Maybe it isn’t obvious, but perhaps the most romantic painting I have done is of the blue Volkswagen. It is entitled, “Something in my heart told me to wait for you.” When I fell in love and moved to France, it was indeed because “I just knew.” My playful heart said go — and forward I went. Forward we continue. Joyfully, no backs!
I see her most mornings now at the top of the hill. I don’t know how else to say it, but I’m joyfully aware that the same sun bouncing off of my shoulders is warming hers, as she steps gingerly behind her gated yard. And I’m happy for her that she seems more secure in this new season — secure enough to go from house to garage without looking down at her cane. Is it a flower bed she’s tending? I can’t really see. The house door creaks as it opens and I notice that she looks back. I’m happy she’s not alone. The moment passes as I descend the slope.
The song rings in my ear with each step. Nina Simone sings “The folks who live on the hill.” I wonder if their lives felt as fast as the lyrics, as they “added a thing or two, a wing or two.” Verse jumping into verse.
Just as it was a jazz standard, it was also, I suppose, a life standard — these folks who lived on the hill. A less complicated, more romantic version of Instagram. But the songs that imagined these lives weren’t intrusive or invasive. I like that. This warmth of not really needing to know the exact details, just imagining the best for them — hoping for it.
I can tell you that I carried that warmth all day. I could feel it especially walking to my studio — that same romance of my own life. What a glorious and rare thing to see.
As we jump to the next verse in our own songs, it’s so easy to miss the magic, the beauty. But I don’t want to do that. So I hum along, and climb. I hope for it. For all. Because I am, we are, the folks who live on the hill.
We had just finished watching the Days of our LIves episode, or “the Hortons,” as my grandma called it. It wasn’t educational television in the traditional sense, but I certainly did learn a lot. During this particular episode, they used the word “romantic,” several times. My five or six year old brain wasn’t familiar. “What is romantic?” I asked my grandma. “Lots of things are romantic,” she said. “No, but what does it mean?” I continued. “You know when your heart feels all a flutter?” she asked. “Oh, jimbly…yes…” I said. “Sure,” she said, “jimbly…” “So Uncle Ron is romantic?” I asked. “Why do you say Uncle Ron?” “Well, yesterday, when I crawled inside the closet of the upstairs room with the loom inside, there were uniforms, and they were so crisp and beautiful, and something made me want to hug them, and you said they were Uncle Ron’s service uniforms and my heart felt funny inside the closet so…” “It’s not just people. You were feeling a different time and place. And that can be romantic. In the past, or the future even. I feel it when I turn your old clothes into quilts. It’s magic. It’s experience. It’s life. And that can be very romantic.”

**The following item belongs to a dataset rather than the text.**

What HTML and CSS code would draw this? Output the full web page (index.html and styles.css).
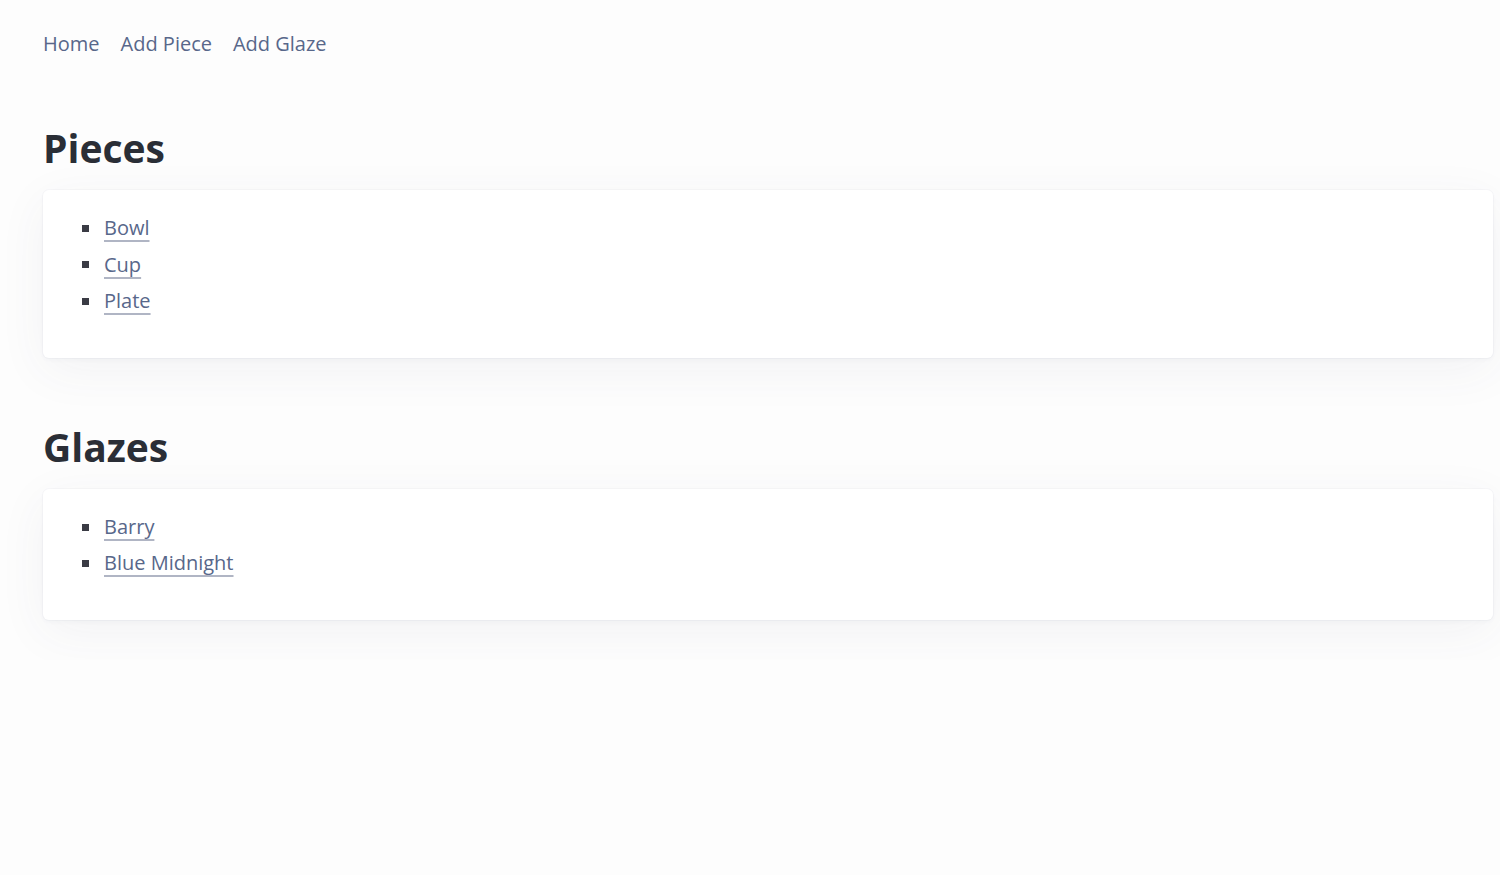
FILE: index.html
```html
<!DOCTYPE html>
<html>
<head>
<meta charset="utf-8">
<link rel="stylesheet" href="styles.css">
</head>
<body>
<nav class="nav">
  <a href="#">Home</a>
  <a href="#">Add Piece</a>
  <a href="#">Add Glaze</a>
</nav>
<main class="main">
  <section class="section">
    <h1 class="title">Pieces</h1>
    <div class="card">
      <ul class="list">
        <li><a href="#">Bowl</a></li>
        <li><a href="#">Cup</a></li>
        <li><a href="#">Plate</a></li>
      </ul>
    </div>
  </section>
  <section class="section">
    <h1 class="title">Glazes</h1>
    <div class="card">
      <ul class="list">
        <li><a href="#">Barry</a></li>
        <li><a href="#">Blue Midnight</a></li>
      </ul>
    </div>
  </section>
</main>
</body>
</html>
```
FILE: styles.css
```css
html, body {
  margin: 0;
  padding: 0;
  background: #fdfdfd;
  font-family: "Open Sans", "Noto Sans", sans-serif;
}
body {
  padding: 29px 7px 40px 43px;
}
.nav {
  display: flex;
  gap: 21px;
  font-size: 20px;
  line-height: 30px;
}
.nav a {
  color: #58678a;
  text-decoration: none;
}
.section {
  margin-top: 65px;
}
.title {
  margin: 0 0 18px 0;
  font-size: 39px;
  line-height: 48px;
  font-weight: 700;
  color: #2a2e36;
}
.card {
  background: #ffffff;
  border-radius: 6px;
  box-shadow: 0 0 0 1px rgba(40, 50, 80, 0.025), 0 2px 4px rgba(40, 50, 80, 0.03), 0 12px 50px rgba(60, 70, 110, 0.06);
  padding: 20px 0 38px 0;
}
.list {
  margin: 0;
  padding: 0 0 0 39px;
  list-style: none;
  font-size: 20px;
  line-height: 36.6px;
  color: #3a3b44;
}
.list li {
  display: flex;
  align-items: center;
  gap: 15px;
}
.list li::before {
  content: "";
  width: 7px;
  height: 7px;
  background: #3a3b44;
  flex: none;
}
.list a {
  color: #58678a;
  text-decoration: underline;
  text-decoration-color: #b0b5c4;
  text-underline-offset: 5px;
  text-decoration-thickness: 2px;
}
```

I annoyingly spent the rest of the day picking up items like perfume bottles and canned pears. Overalls hanging on the wall. Photographs and rugs made by hand. “Is this romantic? What about this?”
When I think about the real magic of the day, it wasn’t in each of the items discovered, but in the time spent with my grandma. The time she answered yes to all of my questions, again and again, with patience and love. Pure romance.
So maybe you won’t find it surprising when I tell you that I think one of my most romantic paintings is the one of the Volkswagon sitting in this European street. Maybe it’s the color palette. The small route that will only allow a one-way passage — a love that knows there is no turning back, this is it. A calm that doesn’t judge how you got here, simply welcomes you in. The name of the piece is “Something in my heart told me to wait for you.”
I’d like to think that journey began at noon, in front of the television, with my grandma, on a farm just outside of Alexandria, Minnesota — and somehow, led by a trail of “yes” after “yes,” continued to the south of France. Even as I type the words, I can’t help but think, “Isn’t it romantic?!”